Looking closely (and maybe with the aid of some debugging tricks), we see:

        177         }elsif ($line =~ /^\s*(.*)\s*\@(.*)\s*(.*)\s*;$/) { #array in the line
  then
    179                 if (/^\s*(.*)\s*\@(.*)\s*=\s*((.*))\s*;$/) { #declaring the array

It's odd to be applying a RE explicitly to $line (with the $line =~ /RE/ idiom) and then then invoke a very similar RE IMPLICITLY on the default line: $. And the error message plainly says $ was uninitialized. Was that an oversight? Should line 179 look more like line 177.

Stepping through the code will reveal that l.177 did something reasonable, while at l.179, we were applying an RE to an uninitialized $_. The fix might be, and is, to add "$line =~ " just after the "(" on line 179

Now we get a more reasonable approximation of what we'd want:

    #!/usr/bin/python2.7 -u

    #my $LogName = $0;

    LogName =~ s{.*//}{}

    exec "/usr/local/bin/LOGS $LogName ARGV"

BUT "my $LogName = $0" is commented out. THIS MEANS that perl2python threw up its hands, probably at "$0".

I've examined a lot of cases, and found nothing that perl2python can really translate. E.g. in SortPG:

  • $/ not understood
  • <> not understood, or maybe understood in some context.
  • my not understood - at least in cases I've seen, it is retained.
  • Next 2 lines are commented out:

      #$Lines[-1] .= "\n" unless $Lines[-1] =~ /\n\n\Z/;
      #print('"', $Lines[-1], '"'); exit;
    
  • RE not understood
  • LAST LINE OK, maybe (print Lines).

SO, is there any point in trying to salvage such a project?


OK, I'm going to look for good candidates for manual conversion, among my scripts, starting with the easy cases:

pggrep

    #!/usr/bin/perl -w

    $/ = '';        # Record unit is a paragraph. SEE POWERFUL PYTHON.

    my $REGEX = shift;

    while(<>) {
            print if /$REGEX/m;
    }

It selects PARAGRAPHS, rather than lines that match the pattern. A paragraph is a run of text with no empty line. Empty lines demarcate paragraphs. I am already working on a regression test for this in $BD/PERL2PYTHON.
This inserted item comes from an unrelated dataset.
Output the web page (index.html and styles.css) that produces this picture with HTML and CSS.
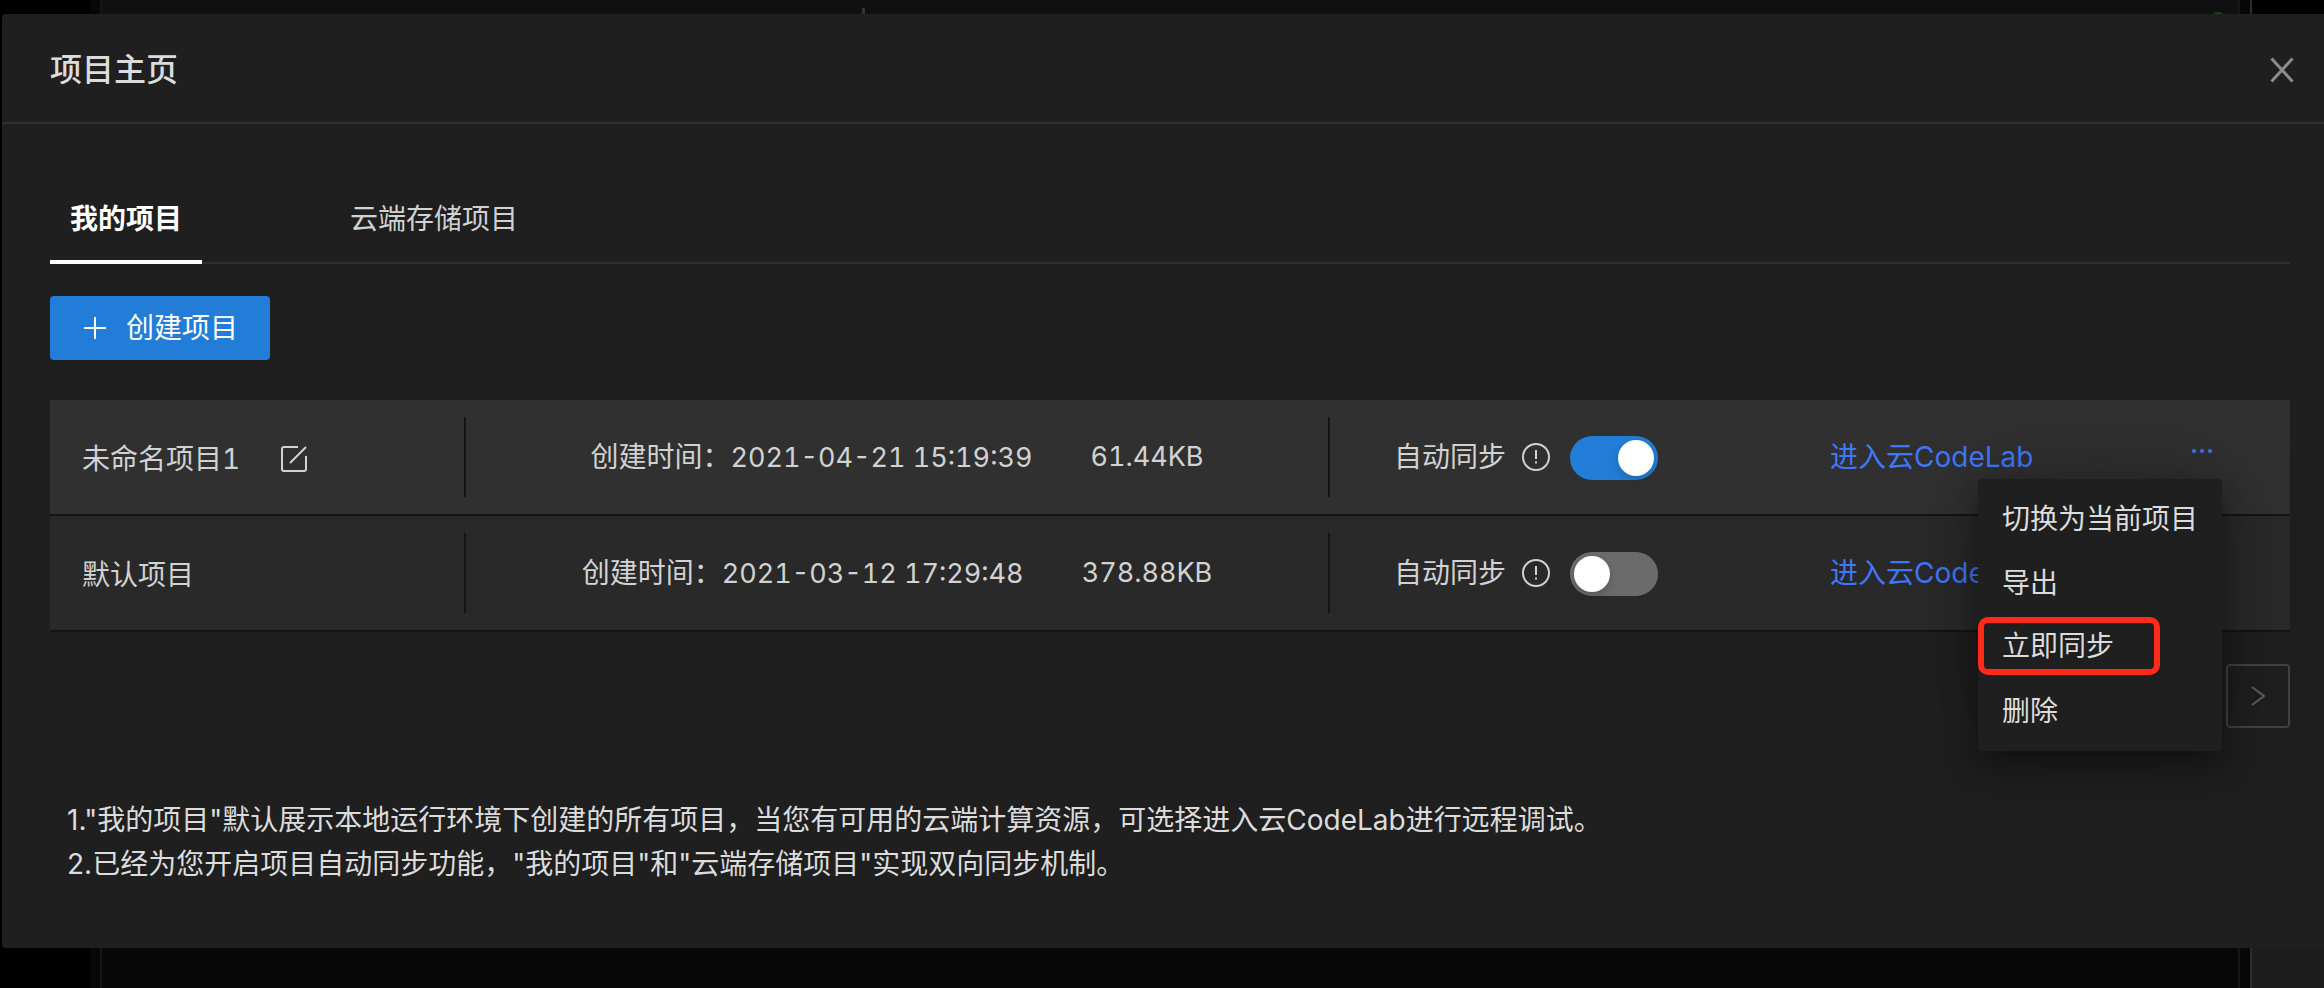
FILE: index.html
```html
<!DOCTYPE html>
<html lang="zh-CN">
<head>
  <meta charset="UTF-8" />
  <meta name="viewport" content="width=device-width, initial-scale=1.0" />
  <title>项目主页</title>
  <link rel="stylesheet" href="styles.css">
</head>
<body>
  <!-- dimmed editor behind the dialog -->
  <div class="backdrop" aria-hidden="true">
    <div class="side"></div>
    <div class="gutter"></div>
    <div class="editor"><span class="cursor"></span><span class="status"></span></div>
    <div class="gutter"></div>
    <div class="panel"></div>
  </div>

  <main class="modal" role="dialog" aria-labelledby="title">
    <header class="modal-header">
      <h1 id="title">项目主页</h1>
      <button class="close" aria-label="关闭">
        <svg width="24" height="26" viewBox="0 0 24 26"><path d="M1.500 1.500L22.500 24.500M22.500 1.500L1.500 24.500"/></svg>
      </button>
    </header>

    <div class="modal-body">
      <nav class="tabs">
        <a href="#mine" class="tab active">我的项目</a>
        <a href="#cloud" class="tab">云端存储项目</a>
      </nav>

      <button class="create">
        <svg width="22" height="22" viewBox="0 0 22 22"><path d="M11 0V22M0 11H22"/></svg>
        创建项目
      </button>

      <div class="list">
        <div class="row current">
          <div class="name">未命名项目1
            <button class="edit" aria-label="重命名">
              <svg width="28" height="28" viewBox="0 0 28 28"><path d="M18 2H4Q2 2 2 4V24Q2 26 4 26H24Q26 26 26 24V11M26 2L10 18"/></svg>
            </button>
          </div>
          <div class="info"><span>创建时间：<time>2021-04-21 15:19:39</time></span><span class="size">61.44KB</span></div>
          <div class="sync">
            <label for="sync1">自动同步</label>
            <svg class="tip" width="28" height="28" viewBox="0 0 28 28"><circle cx="14" cy="14" r="13"/><path d="M14 7V16M14 18.500V20.500"/></svg>
            <input type="checkbox" class="switch" id="sync1" checked>
          </div>
          <div class="actions">
            <a href="#codelab">进入云CodeLab</a>
            <div class="more">
              <button class="dots" aria-label="更多">
                <svg width="20" height="4" viewBox="0 0 20 4"><circle cx="2" cy="2" r="2"/><circle cx="10" cy="2" r="2"/><circle cx="18" cy="2" r="2"/></svg>
              </button>
              <div class="menu">
                <button>切换为当前项目</button>
                <button>导出</button>
                <button class="marked">立即同步</button>
                <button>删除</button>
              </div>
            </div>
          </div>
        </div>

        <div class="row">
          <div class="name">默认项目</div>
          <div class="info"><span>创建时间：<time>2021-03-12 17:29:48</time></span><span class="size">378.88KB</span></div>
          <div class="sync">
            <label for="sync2">自动同步</label>
            <svg class="tip" width="28" height="28" viewBox="0 0 28 28"><circle cx="14" cy="14" r="13"/><path d="M14 7V16M14 18.500V20.500"/></svg>
            <input type="checkbox" class="switch" id="sync2">
          </div>
          <div class="actions">
            <a href="#codelab">进入云CodeLab</a>
          </div>
        </div>
      </div>

      <div class="pager">
        <button aria-label="下一页">
          <svg width="14" height="20" viewBox="0 0 14 20"><path d="M1 1L13 10L1 19"/></svg>
        </button>
      </div>

      <div class="notes">
        <p>1."我的项目"默认展示本地运行环境下创建的所有项目，当您有可用的云端计算资源，可选择进入云CodeLab进行远程调试。</p>
        <p>2.已经为您开启项目自动同步功能，"我的项目"和"云端存储项目"实现双向同步机制。</p>
      </div>
    </div>
  </main>
</body>
</html>
```
FILE: styles.css
```css
* { box-sizing: border-box; }
body {
  margin: 0;
  min-height: 100vh;
  background: #000;
  color: #d2d2d2;
  font: 28px/44px Inter, "Noto Sans CJK SC", sans-serif;
  overflow-x: hidden;
}
button { padding: 0; border: 0; background: none; color: inherit; font: inherit; cursor: pointer; }
a { color: inherit; text-decoration: none; }
svg { display: block; flex: none; fill: none; stroke: currentColor; stroke-width: 2; }
h1, p { margin: 0; }

/* backdrop */
.backdrop { position: fixed; inset: 0; display: flex; }
.side { width: 90px; }
.gutter { width: 12px; background: #070707; border-right: 2px solid #161616; }
.editor { flex: 1; display: flex; justify-content: space-between; padding: 8px 12px 0 760px; background: linear-gradient(#101010, #070707); border-right: 2px solid #161616; }
.cursor { width: 3px; height: 12px; background: #333; }
.status { width: 16px; height: 16px; margin-top: 4px; border-radius: 50%; background: #0b4d0b; }
.editor + .gutter { border-color: #2c2c2c; }
.panel { width: 72px; background: linear-gradient(#000 50%, #1d1d1d 96%); }

/* dialog */
.modal { position: relative; margin: 14px 0 40px 2px; background: #1f1f1f; border-radius: 4px 0 0 4px; }
.modal-header { display: flex; align-items: center; justify-content: space-between; height: 110px; padding: 4px 30px 0 48px; border-bottom: 2px solid #303030; }
.modal-header h1 { font-size: 32px; font-weight: 500; color: #dcdcdc; }
.close { color: #8c8c8c; }
.close svg { stroke-width: 3; }
.modal-body { padding: 48px 34px 62px 48px; }

.tabs { display: flex; gap: 128px; border-bottom: 2px solid #303030; }
.tab { padding: 25px 20px 19px; margin-bottom: -2px; border-bottom: 4px solid transparent; }
.tab.active { color: #fff; font-weight: 700; border-color: #fff; }

.create { display: flex; align-items: center; gap: 20px; height: 64px; margin: 32px 0 40px; padding: 0 32px 0 34px; border-radius: 4px; background: #217dd8; color: #fff; }

.row { display: grid; grid-template-columns: 416px 864px 1fr 460px; align-items: center; height: 116px; background: #292929; border-bottom: 2px solid #141414; }
.row.current { background: #303030; }
.name, .info { display: flex; align-items: center; height: 80px; border-right: 2px solid #141414; font-variant-numeric: tabular-nums; }
.name { gap: 40px; padding: 4px 0 0 32px; }
.info { justify-content: center; gap: 58px; }
.info time, .size { font-size: 27px; }
.sync { display: flex; align-items: center; padding-left: 64px; }
.tip { margin: 0 20px 0 16px; }

.switch { appearance: none; display: flex; width: 88px; height: 44px; margin: 2px 0 0; padding: 4px; border-radius: 22px; background: #6b6b6b; cursor: pointer; }
.switch::before { content: ""; width: 36px; height: 36px; border-radius: 50%; background: #fff; box-shadow: 0 4px 8px rgba(0, 35, 11, 0.2); }
.switch:checked { justify-content: flex-end; background: #217dd8; }

.actions { display: flex; align-items: center; justify-content: space-between; padding-right: 78px; color: #3f77fb; }
.more { position: relative; }
.dots { display: block; padding: 8px 0 20px; }
.dots svg { fill: currentColor; stroke: none; }

.menu { position: absolute; top: 38px; right: -10px; z-index: 2; width: 244px; padding: 8px 0; border-radius: 4px; background: #1f1f1f; color: #dcdcdc; box-shadow: 0 12px 32px rgba(0, 0, 0, 0.4), 0 0 96px rgba(0, 0, 0, 0.2); }
.menu button { display: block; width: 100%; height: 64px; padding: 0 24px; text-align: left; white-space: nowrap; }
.menu .marked { width: 182px; height: 58px; margin: 2px 0 4px; padding: 0 18px; border: 6px solid #ff2a1a; border-radius: 10px; line-height: 46px; }

.pager { display: flex; justify-content: flex-end; margin-top: 32px; }
.pager button { display: grid; place-items: center; width: 64px; height: 64px; border: 2px solid #434343; border-radius: 4px; color: #5f5f5f; }

.notes { margin-top: 70px; padding-left: 17px; color: #dcdcdc; }
```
In pggrep, we must deal with 4 tricky things: $/ = '', <>, shift, and /$REGEX/

<>: The original perl2python handles the special case of while(<>) ,

 13  # Insert in place of "<>" -- Under the right conditions that is
 14 sub UniversalInput {
 15 
 16 $HeaderOup .=
 17 '
 18 import fileinput
 19 
 20 def UniversalInput:
 21   yield (fileinput.input())
 22 
 23 ';

this is an attempt to replace <> whereever it occurs with (UniversalInput()), an extension (eventually) of fileinput.input() after we "import fileinput". Like <>, it will read multiple files successively, or read from STDIN if there are no files to read from.
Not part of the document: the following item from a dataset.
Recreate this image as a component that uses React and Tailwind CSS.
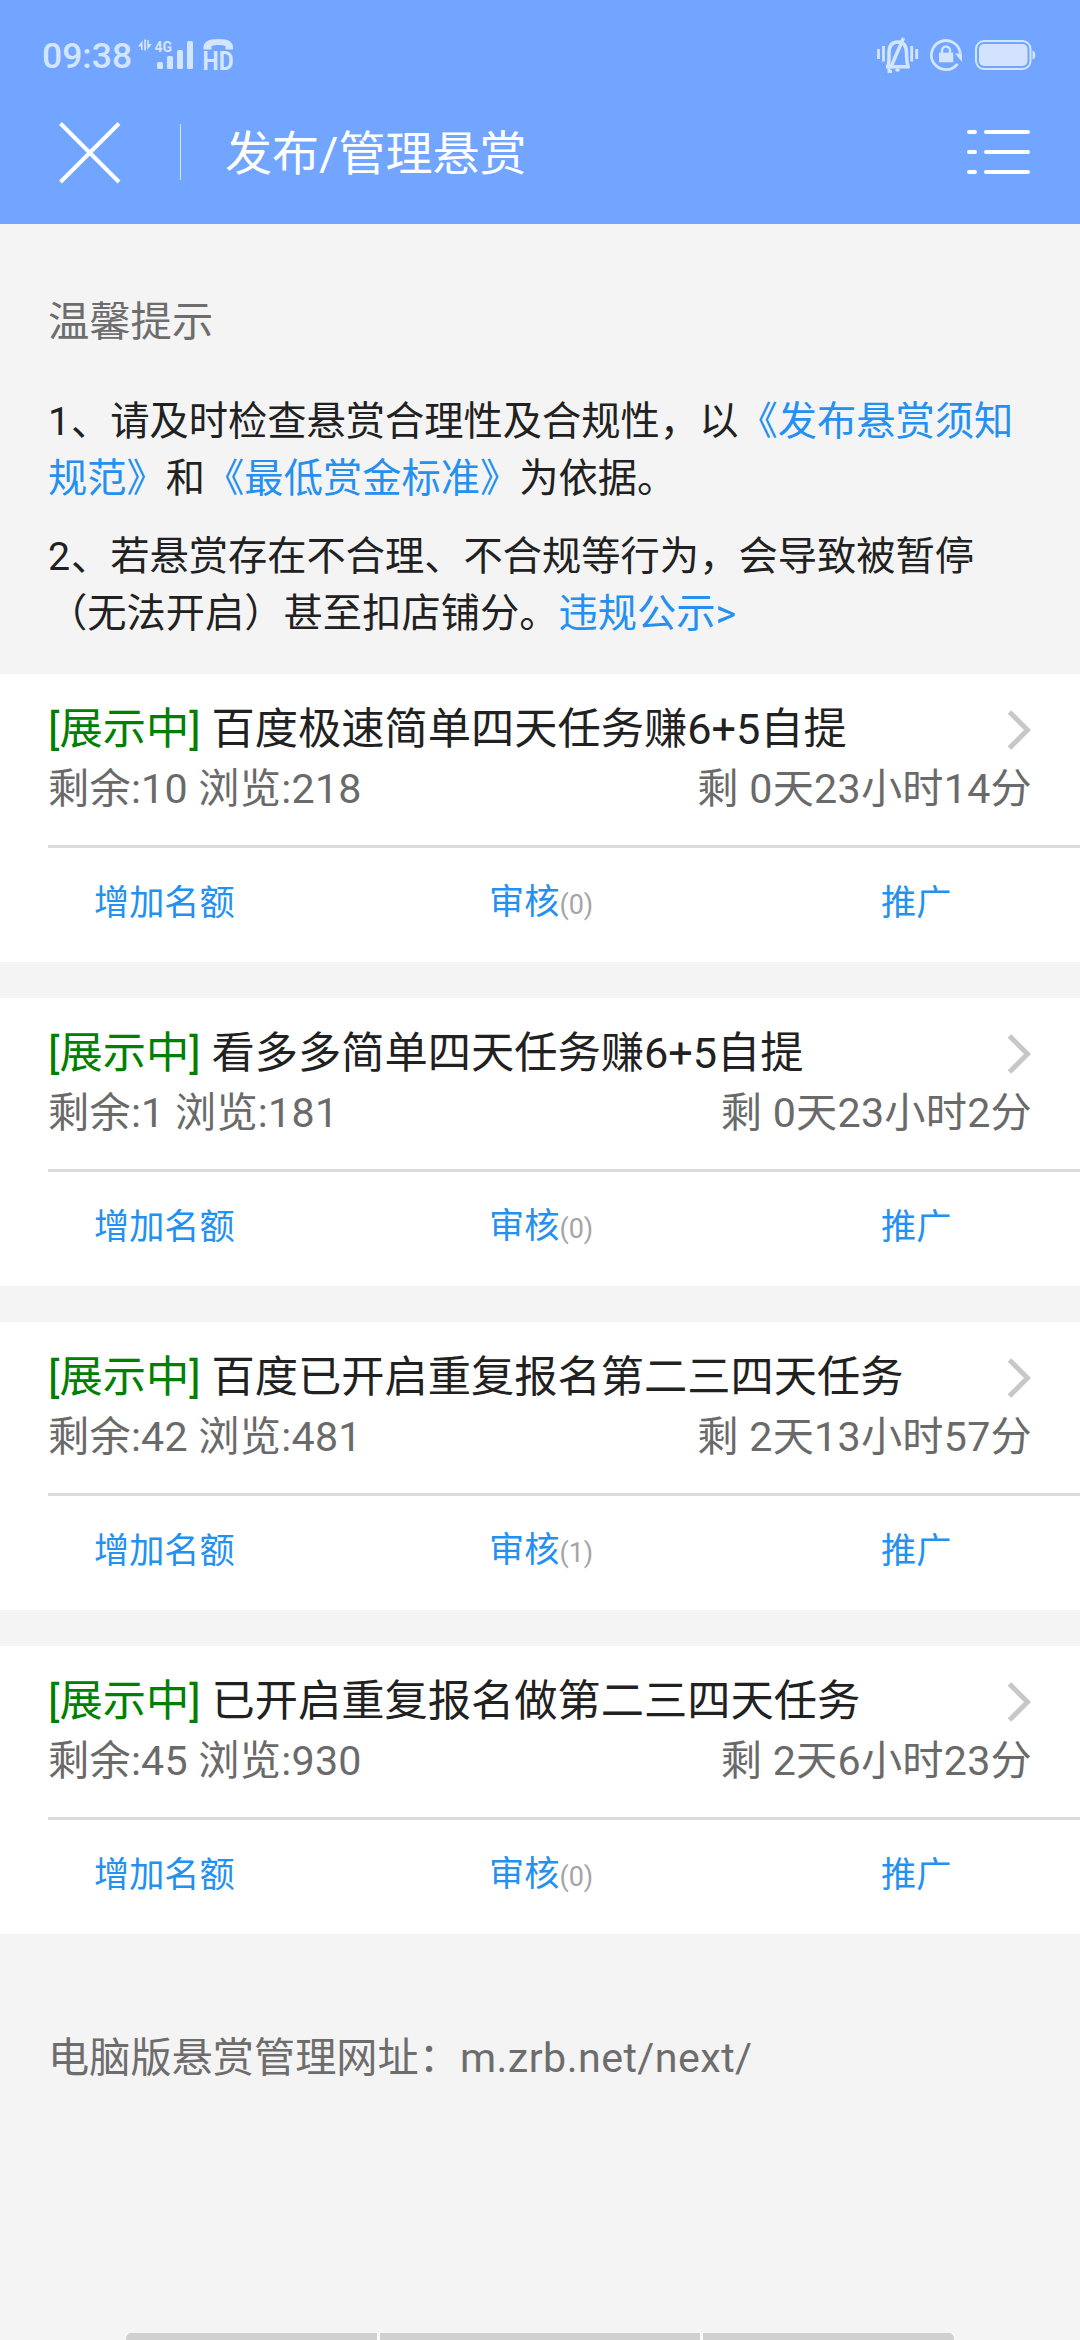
const tasks = [
  { title: '百度极速简单四天任务赚6+5自提', left: 10, views: 218, time: '0天23小时14分', audit: 0 },
  { title: '看多多简单四天任务赚6+5自提', left: 1, views: 181, time: '0天23小时2分', audit: 0 },
  { title: '百度已开启重复报名第二三四天任务', left: 42, views: 481, time: '2天13小时57分', audit: 1 },
  { title: '已开启重复报名做第二三四天任务', left: 45, views: 930, time: '2天6小时23分', audit: 0 },
];

function SignalIcons() {
  return (
    <svg className="ml-[6px] h-[40px] w-[98px] overflow-visible" viewBox="0 0 98 40" fill="#d3e5ff">
      <path d="M0.500 11.800 L4.600 6.500 V16 H3 V12.500 H0.500Z M6.200 5.500 H8 V16.500 H6.200Z M9.200 6 H10.800 V10 H13.800 L9.200 16Z" />
      <text x="16.500" y="17.800" fontSize="14" fontWeight="700" fontFamily="Roboto, sans-serif">4G</text>
      <rect x="19" y="28" width="6" height="7" rx="1.500" />
      <rect x="29" y="22" width="6" height="13" rx="1.500" />
      <rect x="39" y="16" width="6" height="19" rx="1.500" />
      <rect x="49" y="7" width="6" height="28" rx="1.500" />
      <path d="M65.500 15.500 C64.500 8 70 5 80.500 5 C91 5 96 8 95 15.500 H87.500 V12 C84 10.500 77 10.500 73.500 12 V15.500Z" />
      <text x="64.500" y="36" fontSize="25" fontWeight="700" textLength="31" lengthAdjust="spacingAndGlyphs" fontFamily="Roboto, sans-serif">HD</text>
    </svg>
  );
}

function SystemIcons() {
  return (
    <svg className="h-[40px] w-[162px]" viewBox="0 0 162 40" fill="none" stroke="#d3e5ff">
      <path d="M3.500 15 V25 M8.500 12 V27.500 M36.700 12 V27.500 M41.700 15 V25" strokeWidth="2.800" />
      <path d="M11 32.800 H34.800 M13 32 C14.300 28 14 25 14 19 C14 11.500 17 8 22.800 8 C28.500 8 31.500 11.500 31.500 19 C31.500 25 31.500 28 33 32" strokeWidth="3.500" />
      <path d="M28.500 4 L15.500 34" strokeWidth="3.500" />
      <path d="M14 34 V37.500 H17 M20.500 36 H24.500" strokeWidth="3" />
      <path d="M82.500 29.800 A14.500 14.500 0 1 1 85.300 19.500" strokeWidth="2.800" />
      <path d="M80 19.500 H87 V28Z" fill="#d3e5ff" stroke="none" />
      <rect x="64" y="18.700" width="14.300" height="9.600" fill="#d3e5ff" stroke="none" />
      <path d="M67 20 V16.500 A4 4 0 0 1 75 16.500 V20" strokeWidth="2.500" />
      <rect x="101" y="7" width="54.500" height="28" rx="8" strokeWidth="2" />
      <rect x="104" y="10" width="48.500" height="22" rx="5" fill="#d3e2ff" stroke="none" />
      <path d="M157.500 16.500 V25.500 C161.200 25 161.200 17 157.500 16.500Z" fill="#d3e5ff" stroke="none" />
    </svg>
  );
}

function Header() {
  return (
    <header className="flex h-[224px] flex-col bg-[#71a5ff]">
      <div className="flex h-[74px] items-end justify-between pr-[43px] pl-[42px] text-[#d3e5ff]">
        <div className="flex items-end">
          <span className="w-[90px] text-[35.5px] leading-[35px] font-medium whitespace-nowrap">09:38</span>
          <SignalIcons />
        </div>
        <SystemIcons />
      </div>
      <div className="mt-[38px] flex h-[80px] items-center text-white">
        <svg className="ml-[57px] h-[64px] w-[64px]" viewBox="0 0 64 64" fill="none" stroke="white" strokeWidth="4">
          <path d="M3.500 3.500 L62 62 M62 3.500 L3.500 62" />
        </svg>
        <div className="ml-[59px] h-[56px] w-px bg-white/70" />
        <h1 className="ml-[44px] pt-[4px] text-[47px] leading-[64px]">发布/管理悬赏</h1>
        <svg className="mr-[48px] ml-auto h-[48px] w-[66px]" viewBox="0 0 66 48" stroke="white" strokeWidth="4" strokeLinecap="round">
          <path d="M3 4 H9 M20 4 H62 M3 24 H9 M20 24 H62 M3 44 H9 M20 44 H62" />
        </svg>
      </div>
    </header>
  );
}

function Link({ children }) {
  return <a className="text-[#2490f0]">{children}</a>;
}

function Tips() {
  return (
    <section className="px-[48px] pt-[68px]">
      <h2 className="text-[41.3px] leading-[60px] text-[#6d6d6d]">温馨提示</h2>
      <div className="mt-[42px] flex flex-col gap-[21px] text-[39.27px] leading-[57px] whitespace-nowrap text-[#212121]">
        <p>
          <span className="tracking-[0.8px]">1</span>、请及时检查悬赏合理性及合规性，以<Link>《发布悬赏须知<br />规范》</Link>和<Link>《最低赏金标准》</Link>为依据。
        </p>
        <p>
          <span className="tracking-[0.8px]">2</span>、若悬赏存在不合理、不合规等行为，会导致被暂停<br />（无法开启）甚至扣店铺分。<Link>违规公示&gt;</Link>
        </p>
      </div>
    </section>
  );
}

function TaskCard({ task }) {
  return (
    <article className="h-[288px] bg-white">
      <div className="flex h-[171px] flex-col pt-[26px] pr-[48px] pl-[48px]">
        <div className="flex h-[59px] items-center justify-between">
          <h3 className="text-[43.25px] leading-[59px] text-[#212121]">
            <span className="text-[#008000]">[展示中]</span> {task.title}
          </h3>
          <svg className="mr-px h-[40px] w-[24px]" viewBox="0 0 24 40" fill="none" stroke="#c7c7c7" strokeWidth="5">
            <path d="M2.500 2 L20.500 20 L2.500 38" />
          </svg>
        </div>
        <div className="flex h-[60px] justify-between text-[41.2px] leading-[60px] tracking-[0.25px] text-[#6a6a6a]">
          <span>剩余:{task.left} 浏览:{task.views}</span>
          <span>剩 {task.time}</span>
        </div>
      </div>
      <div className="ml-[48px] h-[3px] bg-[#dcdcdc]" />
      <div className="flex h-[110px] items-center pl-[94px] text-[35.2px] leading-[50px] text-[#2490f0]">
        <span className="w-[395px]">增加名额</span>
        <span className="w-[392px]">
          审核<small className="text-[27px] text-[#a5a5a5]">({task.audit})</small>
        </span>
        <span>推广</span>
      </div>
    </article>
  );
}

function NavHints() {
  return (
    <div className="mx-auto mt-auto flex h-[7px] gap-[3px] bg-[#fbfbfb]">
      <div className="h-full w-[251px] rounded-tl-[5px] bg-[#d0d0d0]" />
      <div className="h-full w-[320px] bg-[#d0d0d0]" />
      <div className="h-full w-[251px] rounded-tr-[5px] bg-[#d0d0d0]" />
    </div>
  );
}

export default function App() {
  return (
    <main className="flex h-[2340px] w-[1080px] flex-col overflow-hidden bg-[#f4f4f4] font-[Roboto,'Noto_Sans_CJK_SC',sans-serif]" lang="zh-CN">
      <Header />
      <Tips />
      <div className="mt-[31px] flex flex-col gap-[36px]">
        {tasks.map((task) => (
          <TaskCard key={task.title} task={task} />
        ))}
      </div>
      <p className="mt-[94px] ml-[48px] text-[41.2px] leading-[60px] text-[#6d6d6d]">
        电脑版悬赏管理网址：<span className="tracking-[0.45px]">m.zrb.net/next/</span>
      </p>
      <NavHints />
    </main>
  );
}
$/ = '': $/ is one of those weird perl special variables which modifies how input is read. It seems like we should handle it by modifying now UniversalInput() works.

/$REGEX/ will be a major challenge. Maybe one way to get around the weird complexities of perl is to add helpful comments for the parser to read. Maybe in some cases if /....../ or s/.../.../ appears and it's not an RE match, we say "# NOT RE". Then we can treat the '/'s as division signs or whatever. Then we have the variants like s!fr/om!to| for case when the RE or a replacement field contains a '/'. And the even more exotic:

    m{...} but instead of {}, there can be <>, (), [] (at least!)
AND s{...}{...}.

shift means one thing inside of a subroutine, namely to pick off the 1st element of @_ inside of a subroutine. When NOT inside of a subroutine, it means pick off the next element of @ARGV.

OK next victim; what will perl2python make of:

1.  $" = '","';
2.  chomp (my @SetMembers = <>);
3.  print '("', "@SetMembers", '")';
????ANSWER:
1.  " = '","'
2.  chomp [my SetMembers = (UniversalInput(]))
3.  print '("', "SetMembers", '")'

Line 1 is another magic special variable. It specifies the separator between elements when an array like @SetMembers is expanded inside of double quotes (or equivalent). What we want it to input:

    ab
    cd
    ef

and output ("ab","cd","ef")

In a perl print statement with multiple items separated by ',', it looks like we should subsitute '+' for the ","s. EXCEPT we'll have to treat any number like 100 as str(100); in general if we find a number in string context we should put it inside str(). Easier said than done.